Dataset items:
· · · ·

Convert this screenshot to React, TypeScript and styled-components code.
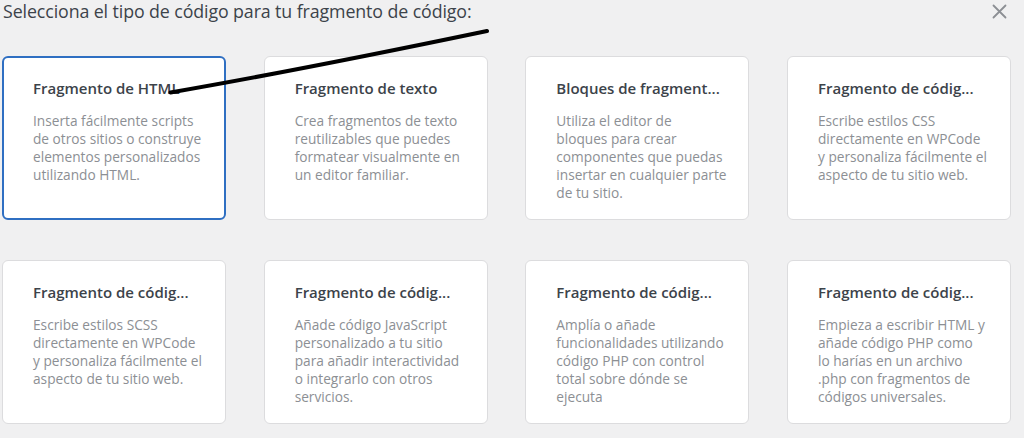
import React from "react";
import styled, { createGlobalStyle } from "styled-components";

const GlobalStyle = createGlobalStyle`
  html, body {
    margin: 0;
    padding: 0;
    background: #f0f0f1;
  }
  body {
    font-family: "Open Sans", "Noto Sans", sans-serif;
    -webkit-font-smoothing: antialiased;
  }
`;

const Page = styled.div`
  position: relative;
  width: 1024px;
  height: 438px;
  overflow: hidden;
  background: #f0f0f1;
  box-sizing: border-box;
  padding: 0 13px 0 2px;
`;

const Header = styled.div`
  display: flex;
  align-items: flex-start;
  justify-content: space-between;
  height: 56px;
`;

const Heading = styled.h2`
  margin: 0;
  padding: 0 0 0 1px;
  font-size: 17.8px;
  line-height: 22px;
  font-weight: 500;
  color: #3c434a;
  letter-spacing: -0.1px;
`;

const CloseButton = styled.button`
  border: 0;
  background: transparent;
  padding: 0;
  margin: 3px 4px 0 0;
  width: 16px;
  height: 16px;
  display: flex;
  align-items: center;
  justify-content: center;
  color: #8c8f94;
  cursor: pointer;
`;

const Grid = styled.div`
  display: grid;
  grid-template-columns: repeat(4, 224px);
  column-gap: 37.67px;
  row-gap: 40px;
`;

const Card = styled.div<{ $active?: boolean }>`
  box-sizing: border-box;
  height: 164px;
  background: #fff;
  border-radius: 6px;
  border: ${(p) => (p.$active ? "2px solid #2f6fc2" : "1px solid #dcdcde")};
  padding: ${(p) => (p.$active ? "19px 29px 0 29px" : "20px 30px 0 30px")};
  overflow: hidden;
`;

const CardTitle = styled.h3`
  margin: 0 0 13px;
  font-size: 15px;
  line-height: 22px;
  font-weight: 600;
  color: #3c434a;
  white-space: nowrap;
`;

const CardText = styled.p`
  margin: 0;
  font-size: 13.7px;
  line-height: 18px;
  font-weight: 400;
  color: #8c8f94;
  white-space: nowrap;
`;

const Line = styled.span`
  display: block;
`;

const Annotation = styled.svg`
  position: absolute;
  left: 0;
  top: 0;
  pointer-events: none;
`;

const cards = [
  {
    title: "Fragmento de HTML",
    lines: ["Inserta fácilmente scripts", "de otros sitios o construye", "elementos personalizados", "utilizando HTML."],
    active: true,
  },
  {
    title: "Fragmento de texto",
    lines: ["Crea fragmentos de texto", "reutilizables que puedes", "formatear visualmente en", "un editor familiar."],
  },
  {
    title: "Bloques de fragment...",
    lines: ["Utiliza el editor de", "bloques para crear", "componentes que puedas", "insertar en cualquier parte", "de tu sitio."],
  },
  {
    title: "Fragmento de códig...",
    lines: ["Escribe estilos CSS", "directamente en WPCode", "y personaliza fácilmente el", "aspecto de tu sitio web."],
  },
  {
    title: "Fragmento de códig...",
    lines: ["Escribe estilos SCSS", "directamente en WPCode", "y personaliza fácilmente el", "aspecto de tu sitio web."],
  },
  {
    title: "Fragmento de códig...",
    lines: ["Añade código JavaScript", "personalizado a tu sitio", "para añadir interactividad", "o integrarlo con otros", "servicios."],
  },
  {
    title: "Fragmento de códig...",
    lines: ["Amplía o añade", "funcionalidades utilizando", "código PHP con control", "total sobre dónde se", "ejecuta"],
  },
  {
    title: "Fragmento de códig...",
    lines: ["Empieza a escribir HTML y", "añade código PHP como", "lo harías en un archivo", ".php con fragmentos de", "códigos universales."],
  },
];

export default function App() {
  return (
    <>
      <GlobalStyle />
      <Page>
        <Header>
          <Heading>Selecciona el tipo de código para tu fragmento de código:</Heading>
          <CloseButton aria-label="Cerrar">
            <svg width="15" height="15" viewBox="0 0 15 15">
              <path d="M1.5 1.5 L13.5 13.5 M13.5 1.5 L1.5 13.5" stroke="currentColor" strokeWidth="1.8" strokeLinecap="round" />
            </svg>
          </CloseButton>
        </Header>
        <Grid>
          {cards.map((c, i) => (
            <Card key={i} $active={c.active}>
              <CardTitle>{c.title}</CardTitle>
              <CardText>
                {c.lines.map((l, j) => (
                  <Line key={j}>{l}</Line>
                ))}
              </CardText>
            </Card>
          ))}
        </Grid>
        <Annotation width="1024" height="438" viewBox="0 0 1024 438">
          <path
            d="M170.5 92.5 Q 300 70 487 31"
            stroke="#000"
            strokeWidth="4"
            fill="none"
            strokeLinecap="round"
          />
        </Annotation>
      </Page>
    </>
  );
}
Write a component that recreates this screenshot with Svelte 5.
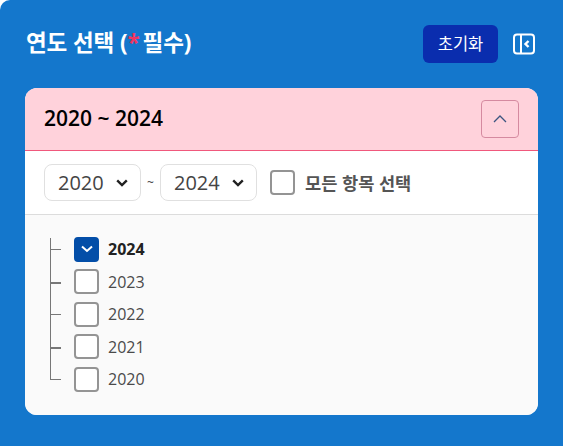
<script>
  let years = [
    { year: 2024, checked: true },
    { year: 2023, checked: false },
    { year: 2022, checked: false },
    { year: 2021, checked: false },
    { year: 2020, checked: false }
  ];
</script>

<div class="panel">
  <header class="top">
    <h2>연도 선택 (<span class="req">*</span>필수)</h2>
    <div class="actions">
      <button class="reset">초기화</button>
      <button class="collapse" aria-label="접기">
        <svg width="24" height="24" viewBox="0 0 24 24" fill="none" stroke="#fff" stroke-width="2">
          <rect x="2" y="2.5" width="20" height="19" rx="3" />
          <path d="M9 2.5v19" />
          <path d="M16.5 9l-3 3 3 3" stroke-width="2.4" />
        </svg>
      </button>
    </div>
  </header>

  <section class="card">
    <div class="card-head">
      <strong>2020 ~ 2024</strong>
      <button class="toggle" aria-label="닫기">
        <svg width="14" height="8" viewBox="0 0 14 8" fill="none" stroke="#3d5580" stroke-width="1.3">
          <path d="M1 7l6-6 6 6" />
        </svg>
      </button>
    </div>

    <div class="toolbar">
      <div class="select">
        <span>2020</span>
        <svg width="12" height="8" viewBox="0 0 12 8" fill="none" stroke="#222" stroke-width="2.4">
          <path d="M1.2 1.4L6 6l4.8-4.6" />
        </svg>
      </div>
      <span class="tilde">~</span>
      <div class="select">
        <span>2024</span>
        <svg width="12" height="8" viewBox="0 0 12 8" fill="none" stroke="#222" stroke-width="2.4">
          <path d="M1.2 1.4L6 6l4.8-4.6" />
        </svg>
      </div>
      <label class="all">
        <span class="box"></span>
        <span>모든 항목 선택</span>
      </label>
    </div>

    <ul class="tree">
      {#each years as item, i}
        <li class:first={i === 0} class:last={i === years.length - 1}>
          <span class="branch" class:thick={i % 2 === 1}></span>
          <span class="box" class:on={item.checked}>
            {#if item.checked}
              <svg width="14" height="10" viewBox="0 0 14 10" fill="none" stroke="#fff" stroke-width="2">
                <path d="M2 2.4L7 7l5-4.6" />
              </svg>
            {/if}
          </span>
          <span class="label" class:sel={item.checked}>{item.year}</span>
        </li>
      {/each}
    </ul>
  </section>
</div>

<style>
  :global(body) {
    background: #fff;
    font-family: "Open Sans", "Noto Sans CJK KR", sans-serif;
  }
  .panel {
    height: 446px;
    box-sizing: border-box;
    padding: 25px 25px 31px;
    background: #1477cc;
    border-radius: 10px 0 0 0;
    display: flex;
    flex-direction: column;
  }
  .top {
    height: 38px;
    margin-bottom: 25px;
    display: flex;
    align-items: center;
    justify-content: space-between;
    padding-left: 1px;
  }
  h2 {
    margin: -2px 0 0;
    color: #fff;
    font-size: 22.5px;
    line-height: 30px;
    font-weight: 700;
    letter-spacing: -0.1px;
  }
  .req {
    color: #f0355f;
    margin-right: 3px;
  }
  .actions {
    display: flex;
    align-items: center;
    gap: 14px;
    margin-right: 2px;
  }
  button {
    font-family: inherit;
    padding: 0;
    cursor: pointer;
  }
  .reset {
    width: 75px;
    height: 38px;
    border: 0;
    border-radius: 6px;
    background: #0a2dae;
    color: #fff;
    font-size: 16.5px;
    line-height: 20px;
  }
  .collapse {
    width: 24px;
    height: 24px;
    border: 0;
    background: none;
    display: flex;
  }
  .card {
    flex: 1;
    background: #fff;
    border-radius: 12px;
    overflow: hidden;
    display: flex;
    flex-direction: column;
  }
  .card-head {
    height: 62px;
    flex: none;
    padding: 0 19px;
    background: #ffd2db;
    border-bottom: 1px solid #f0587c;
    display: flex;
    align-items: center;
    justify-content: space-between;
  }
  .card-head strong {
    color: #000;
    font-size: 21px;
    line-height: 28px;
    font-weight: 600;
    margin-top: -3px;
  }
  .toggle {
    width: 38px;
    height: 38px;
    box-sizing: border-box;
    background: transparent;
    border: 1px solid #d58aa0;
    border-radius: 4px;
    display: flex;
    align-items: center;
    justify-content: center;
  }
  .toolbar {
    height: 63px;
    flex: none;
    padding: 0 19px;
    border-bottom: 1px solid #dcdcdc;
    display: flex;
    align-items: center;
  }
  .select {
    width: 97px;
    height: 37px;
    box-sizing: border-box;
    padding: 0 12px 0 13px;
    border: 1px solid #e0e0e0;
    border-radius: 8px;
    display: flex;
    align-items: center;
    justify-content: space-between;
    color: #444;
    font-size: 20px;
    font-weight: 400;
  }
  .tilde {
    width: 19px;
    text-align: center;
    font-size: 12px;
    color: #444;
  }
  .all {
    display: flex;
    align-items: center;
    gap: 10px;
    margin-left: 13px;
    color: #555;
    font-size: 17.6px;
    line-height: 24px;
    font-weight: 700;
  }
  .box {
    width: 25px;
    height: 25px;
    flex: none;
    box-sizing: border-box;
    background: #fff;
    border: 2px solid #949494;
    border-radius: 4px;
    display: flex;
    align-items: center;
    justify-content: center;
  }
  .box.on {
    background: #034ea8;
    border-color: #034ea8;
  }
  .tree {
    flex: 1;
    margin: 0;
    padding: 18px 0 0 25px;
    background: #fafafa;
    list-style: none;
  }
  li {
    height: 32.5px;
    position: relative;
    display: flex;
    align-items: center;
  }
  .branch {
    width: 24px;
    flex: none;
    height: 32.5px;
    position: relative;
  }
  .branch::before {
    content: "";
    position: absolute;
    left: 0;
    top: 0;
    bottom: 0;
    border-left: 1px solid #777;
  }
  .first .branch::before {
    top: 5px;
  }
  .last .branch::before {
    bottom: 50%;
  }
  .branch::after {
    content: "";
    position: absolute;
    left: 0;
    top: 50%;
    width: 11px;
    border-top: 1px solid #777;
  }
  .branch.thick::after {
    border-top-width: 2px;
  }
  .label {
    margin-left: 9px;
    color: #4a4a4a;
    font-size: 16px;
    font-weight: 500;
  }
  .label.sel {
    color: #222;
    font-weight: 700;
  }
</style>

· · · ·

• [Task brief]
Of the lines in this data, how many contain "React"? Reply with only the number.

• [Output for this exercise]
2